Johnson, 48, explained that autoimmune gastritis (AIG) is a chronic condition that damages the stomach lining and can lead to iron deficiency, anemia, vitamin B12 deficiency, and an increased risk of stomach cancer. He said the disease had likely begun developing years ago alongside the autoimmune thyroid condition he was diagnosed with at the age of 21. What makes the revelation particularly striking is that Johnson — a man who submits himself to an extraordinary battery of medical tests — still went years without catching it.

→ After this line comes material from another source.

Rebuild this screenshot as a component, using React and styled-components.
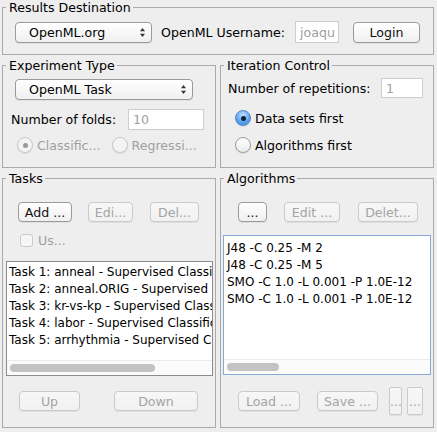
import styled, { createGlobalStyle } from "styled-components";

const GlobalStyle = createGlobalStyle`
  html, body {
    margin: 0;
    padding: 0;
    background: #eeeeee;
  }
  body {
    font-family: "DejaVu Sans", "Liberation Sans", sans-serif;
    font-size: 12.6px;
    color: #000;
  }
  * {
    box-sizing: border-box;
  }
`;

const Window = styled.div`
  width: 437px;
  height: 432px;
  overflow: hidden;
  background: #eeeeee;
  padding: 0 3px 0 2px;
  display: flex;
  flex-direction: column;
  gap: 3px;
`;

const Columns = styled.div`
  display: grid;
  grid-template-columns: 214px 214px;
  gap: 4px;
  height: ${(p) => p.h}px;
`;

const Group = styled.fieldset`
  margin: 0;
  padding: 0;
  min-width: 0;
  border: 1px solid #aaaaaa;
  height: ${(p) => p.h || "100%"}${(p) => (p.h ? "px" : "")};
`;

const Legend = styled.legend`
  margin-left: 3px;
  padding: 0 2px 0 3px;
  line-height: 15px;
  font-size: 12.6px;
`;

const Body = styled.div`
  display: flex;
  flex-direction: column;
  padding: ${(p) => p.pad};
`;

const Row = styled.div`
  display: flex;
  align-items: center;
  gap: ${(p) => p.gap || 0}px;
  margin: ${(p) => p.m || 0};
`;

const Label = styled.span`
  white-space: nowrap;
  color: ${(p) => (p.disabled ? "#a0a0a0" : "#000")};
`;

const Button = styled.button`
  font-family: inherit;
  font-size: 12.6px;
  width: ${(p) => p.w}px;
  height: ${(p) => p.h || 20}px;
  margin: 0;
  padding: 0;
  border-radius: 4px;
  white-space: nowrap;
  overflow: hidden;
  border: 1px solid ${(p) => (p.disabled ? "#cacaca" : "#9a9a9a")};
  color: ${(p) => (p.disabled ? "#a4a4a4" : "#111")};
  background: ${(p) =>
    p.disabled
      ? "linear-gradient(#f7f7f7, #f1f1f1)"
      : "linear-gradient(#ffffff, #f0f0f0)"};
  box-shadow: 0 1px 0 rgba(0, 0, 0, 0.06);
`;

const Combo = styled.div`
  width: ${(p) => p.w}px;
  height: 21px;
  margin-left: ${(p) => p.ml || 0}px;
  border: 1px solid #9a9a9a;
  border-radius: 4px;
  background: linear-gradient(#ffffff, #f0f0f0);
  box-shadow: 0 1px 0 rgba(0, 0, 0, 0.06);
  display: flex;
  align-items: center;
  justify-content: space-between;
  padding: 0 5px 0 13px;
`;

const Field = styled.div`
  width: ${(p) => p.w}px;
  height: ${(p) => p.h || 21}px;
  margin-left: ${(p) => p.ml || "0"};
  border: 1px solid #cdcdcd;
  background: #fff;
  color: #a0a0a0;
  padding-left: 4px;
  display: flex;
  align-items: center;
  overflow: hidden;
  white-space: nowrap;
`;

const RadioCircle = styled.span`
  width: 16px;
  height: 16px;
  border-radius: 50%;
  flex: none;
  display: flex;
  align-items: center;
  justify-content: center;
  border: 1px solid
    ${(p) => (p.disabled ? "#c8c8c8" : p.checked ? "#4f86c9" : "#9a9a9a")};
  background: ${(p) =>
    p.disabled
      ? "#f4f4f4"
      : p.checked
      ? "radial-gradient(circle at 50% 30%, #bfe0ff, #5aa2ee 60%, #3c86dc)"
      : "linear-gradient(#ffffff, #ececec)"};
  box-shadow: 0 1px 1px rgba(0, 0, 0, 0.08);
  &::after {
    content: "";
    display: ${(p) => (p.checked ? "block" : "none")};
    width: 5px;
    height: 5px;
    border-radius: 50%;
    background: ${(p) => (p.disabled ? "#9a9a9a" : "#10203a")};
  }
`;

const Radio = styled.div`
  display: flex;
  align-items: center;
  gap: ${(p) => p.gap || 4}px;
  margin: ${(p) => p.m || 0};
`;

const Check = styled.span`
  width: 13px;
  height: 13px;
  border-radius: 3px;
  border: 1px solid #cbcbcb;
  background: #f6f6f6;
  flex: none;
`;

const List = styled.div`
  width: ${(p) => p.w}px;
  height: ${(p) => p.h}px;
  margin: ${(p) => p.m};
  background: #fff;
  border: 1px solid ${(p) => (p.focused ? "#86a9d6" : "#8d8d8d")};
  display: flex;
  flex-direction: column;
  overflow: hidden;
`;

const Items = styled.div`
  flex: 1;
  padding: ${(p) => p.pt}px 0 0 ${(p) => p.pl}px;
  font-size: 12px;
  line-height: 17px;
  white-space: nowrap;
  overflow: hidden;
`;

const HScroll = styled.div`
  height: 15px;
  flex: none;
  border-top: 1px solid #ececec;
  background: #fbfbfb;
  display: flex;
  align-items: center;
  padding-left: 3px;
`;

const Thumb = styled.div`
  width: ${(p) => p.w}px;
  height: 8px;
  border-radius: 4px;
  background: #c3c3c3;
`;

const Arrows = () => (
  <svg width="7" height="11" viewBox="0 0 7 11">
    <path d="M3.5 1 L6 4.2 L1 4.2 Z" fill="#333" />
    <path d="M3.5 10 L6 6.8 L1 6.8 Z" fill="#333" />
  </svg>
);

const tasks = [
  "Task 1: anneal - Supervised Classification",
  "Task 2: anneal.ORIG - Supervised Classification",
  "Task 3: kr-vs-kp - Supervised Classification",
  "Task 4: labor - Supervised Classification",
  "Task 5: arrhythmia - Supervised Classification",
];

const algorithms = [
  "J48 -C 0.25 -M 2",
  "J48 -C 0.25 -M 5",
  "SMO -C 1.0 -L 0.001 -P 1.0E-12",
  "SMO -C 1.0 -L 0.001 -P 1.0E-12",
];

export default function App() {
  return (
    <>
      <GlobalStyle />
      <Window>
        <Group h={55}>
          <Legend>Results Destination</Legend>
          <Body pad="6px 0 0 12px">
            <Row>
              <Combo w={137}>
                <span>OpenML.org</span>
                <Arrows />
              </Combo>
              <Label style={{ marginLeft: 9 }}>OpenML Username:</Label>
              <Field w={44} h={22} ml="auto">
                joaqu
              </Field>
              <Button w={67} h={21} style={{ margin: "0 13px 0 14px" }}>
                Login
              </Button>
            </Row>
          </Body>
        </Group>

        <Columns h={110}>
          <Group>
            <Legend>Experiment Type</Legend>
            <Body pad="6px 11px 0 8px">
              <Combo w={178} ml={4}>
                <span>OpenML Task</span>
                <Arrows />
              </Combo>
              <Row m="9px 0 0 0">
                <Label>Number of folds:</Label>
                <Field w={76} ml="auto">
                  10
                </Field>
              </Row>
              <Row m="7px 0 0 6px" gap={11}>
                <Radio>
                  <RadioCircle checked disabled />
                  <Label disabled>Classific...</Label>
                </Radio>
                <Radio>
                  <RadioCircle disabled />
                  <Label disabled>Regressi...</Label>
                </Radio>
              </Row>
            </Body>
          </Group>

          <Group>
            <Legend>Iteration Control</Legend>
            <Body pad="5px 10px 0 7px">
              <Row>
                <Label>Number of repetitions:</Label>
                <Field w={42} h={20} ml="auto">
                  1
                </Field>
              </Row>
              <Radio m="12px 0 0 7px">
                <RadioCircle checked />
                <Label>Data sets first</Label>
              </Radio>
              <Radio m="11px 0 0 7px">
                <RadioCircle />
                <Label>Algorithms first</Label>
              </Radio>
            </Body>
          </Group>
        </Columns>

        <Columns h={257}>
          <Group>
            <Legend>Tasks</Legend>
            <Body pad="16px 0 0 0">
              <Row m="0 0 0 15px">
                <Button w={54}>Add ...</Button>
                <Button w={45} disabled style={{ marginLeft: 16 }}>
                  Edi...
                </Button>
                <Button w={49} disabled style={{ marginLeft: 17 }}>
                  Del...
                </Button>
              </Row>
              <Row m="11px 0 0 17px" gap={5}>
                <Check />
                <Label disabled>Us...</Label>
              </Row>
              <List w={207} h={115} m="13px 0 0 3px">
                <Items pt={2} pl={2}>
                  {tasks.map((t) => (
                    <div key={t}>{t}</div>
                  ))}
                </Items>
                <HScroll>
                  <Thumb w={145} />
                </HScroll>
              </List>
              <Row m="15px 0 0 16px">
                <Button w={61} disabled>
                  Up
                </Button>
                <Button w={84} disabled style={{ marginLeft: 34 }}>
                  Down
                </Button>
              </Row>
            </Body>
          </Group>

          <Group>
            <Legend>Algorithms</Legend>
            <Body pad="16px 0 0 0">
              <Row m="0 0 0 17px">
                <Button w={29}>...</Button>
                <Button w={56} disabled style={{ marginLeft: 17 }}>
                  Edit ...
                </Button>
                <Button w={60} disabled style={{ marginLeft: 18 }}>
                  Delet...
                </Button>
              </Row>
              <List w={208} h={140} m="13px 0 0 2px" focused>
                <Items pt={4} pl={3}>
                  {algorithms.map((a, i) => (
                    <div key={i}>{a}</div>
                  ))}
                </Items>
                <HScroll>
                  <Thumb w={52} />
                </HScroll>
              </List>
              <Row m="12px 0 0 17px">
                <Button w={62} disabled>
                  Load ...
                </Button>
                <Button w={61} disabled style={{ marginLeft: 17 }}>
                  Save ...
                </Button>
                <Button w={13} h={28} disabled style={{ marginLeft: 11, borderRadius: 2 }}>
                  ...
                </Button>
                <Button w={16} h={28} disabled style={{ marginLeft: 5, borderRadius: 2 }}>
                  ...
                </Button>
              </Row>
            </Body>
          </Group>
        </Columns>
      </Window>
    </>
  );
}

How the Diagnosis Was Finally Uncovered

The diagnosis came after years of persistently low iron levels despite dietary changes and getting supplements. Doctors initially investigated whether hidden blood loss from bowel cancer or polyps was responsible for his iron deficiency by performing a colonoscopy, which returned normal results. It was only through deeper, more targeted investigation that the real culprit emerged.

Fifteen minutes before one procedure, blood results returned showing elevated levels of anti-parietal-cell antibodies — at roughly five times the upper limit of normal. His team had ordered five biopsies taken from three regions of his stomach. The biopsies were the critical piece — had they not been ordered, the endoscopy would have been completed and AIG would have remained undiagnosed, as there were no visual signatures of the condition. Two days later, biopsy results came in showing clear signs of early autoimmune gastritis: early atrophy confined to the acid-producing lining, with the rest of the stomach still spared.

Why This Disease Is So Easy to Miss

According to the U.S. National Institute of Diabetes and Digestive and Kidney Diseases, autoimmune gastritis occurs when the immune system mistakenly attacks healthy cells in the stomach lining. The condition is chronic and typically non-erosive, gradually damaging the stomach's acid-producing parietal cells, which are important for digestion. It affects an estimated 2–5% of people, and likely more, because it hides and is challenging to diagnose. It's usually silent for years, surfacing only once the stomach has atrophied enough to do real damage: iron deficiency first, then B12 deficiency, then anemia from both, and over a long horizon, raised stomach-cancer risk.

In one study of people with precancerous gastric lesions, roughly 18% carried the autoimmune antibodies, and only about 1% had ever been diagnosed. The earliest clue — low ferritin — is the one standard medicine tends to overlook. Low iron stores get normalized and rarely investigated at all when anemia hasn't yet appeared. Johnson noted that this blind spot hid his own condition for a decade. His situation was actually three linked problems: the iron deficiency, the autoimmune gastritis driving it, and autoimmune thyroid disease alongside it — with low iron impairing thyroid hormone conversion, and an underactive thyroid impairing how the body uses iron. Each made the other harder to fix.

Johnson's Plan: Manage It, Then Try to Cure It

Johnson revealed that a 1,000mg iron infusion successfully corrected his longstanding iron deficiency while doctors continue monitoring the disease's progression. But he isn't stopping at management. Rather than accepting the diagnosis, Johnson said he intends to challenge conventional treatment approaches, writing that his team is going to try to solve his AIG — a plan that includes regular monitoring, repeat biopsies, and experimental therapies targeting the underlying autoimmune process.

Johnson argued that modern medicine has normalized too many conditions that erode health, shrinking the goal to monitoring and management while a cure is rarely even attempted — and that most of these verdicts were handed down decades ago, in an era that predates nearly all current technology and science. He believes that in the age of AI, multiomics, and custom-built DNA, proteins, and cells, no condition should be presumed incurable simply because no one has yet tried to cure it with today's tools. Whether Johnson can actually push the science forward on AIG remains to be seen — but his diagnosis has already done something valuable: it's put a poorly understood, widely underdiagnosed disease on millions of people's radar.